A deputada estadual Dani Portela (PSOL) lançou sua pré-candidatura à prefeitura do Recife para tentar colocar um fim na disputa interna da federação PSOL/Rede.

Foi um passo inteligente, de afirmação e, apesar de Túlio Gadêlha (Rede) dizer que não acabou e ainda lutar nos bastidores para ser candidato, ficou bem mais difícil.

A parlamentar, que é líder da oposição, só daria o passo público que deu com algum apoio dos representantes nacionais do partido. E é para esses representantes que Túlio ainda pretende apelar.

Pesquisas

Há uma outra dificuldade para o deputado federal, que já saiu do PDT por motivos parecidos após ser preterido na eleição de 2020, ele não consegue estar à frente de Dani Portela em nenhuma pesquisa divulgada até o momento. E nos levantamentos internos dos partidos aos quais a coluna tem acesso com certa regularidade, os números dele chegam a ser ainda menos animadores.

Auxiliar

A questão com a candidatura de Dani Portela é que ela vem sendo considerada representante de um palanque auxiliar ao de João Campos (PSB).
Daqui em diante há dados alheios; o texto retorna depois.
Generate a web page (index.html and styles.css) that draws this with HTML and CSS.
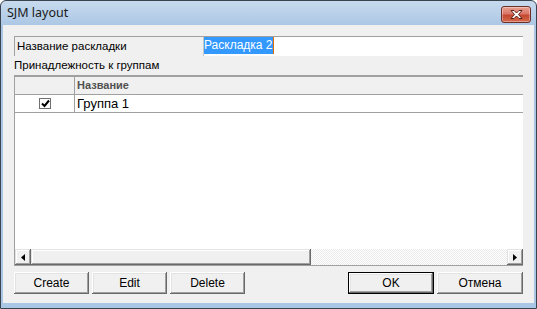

Essa alegação está tão presente nos bastidores que ela própria fez questão de falar no assunto após o lançamento desta semana. Disse que sempre fez e vai continuar fazendo oposição ao PSB. Posicionou-se à esquerda de Campos e garantiu ser adversária pra valer.

Muita gente que ouviu não acreditou, principalmente por causa de seus posicionamentos na Alepe, quase sempre em sintonia com os socialistas ligados ao atual prefeito do Recife.

Identificação

Do outro lado, Túlio também é considerado o projeto de uma “linha auxiliar”, um tipo de plano B do Palácio do Campo das Princesas na eleição de outubro.

Mas o problema maior dele é a ausência de vínculo programático. O deputado costuma abraçar pautas por demanda de momento. Tanto faz encontrá-lo num protesto contra um projeto imobiliário, numa manifestação pela Cultura ou em piquetes pelo meio-ambiente. É como se a atuação do deputado dependesse apenas do que estiver chamando atenção no dia.

O eleitor, principalmente o do Recife, não consegue identificar uma causa da cidade e pensar imediatamente em Túlio Gadêlha. Isso inviabiliza qualquer potencial candidatura.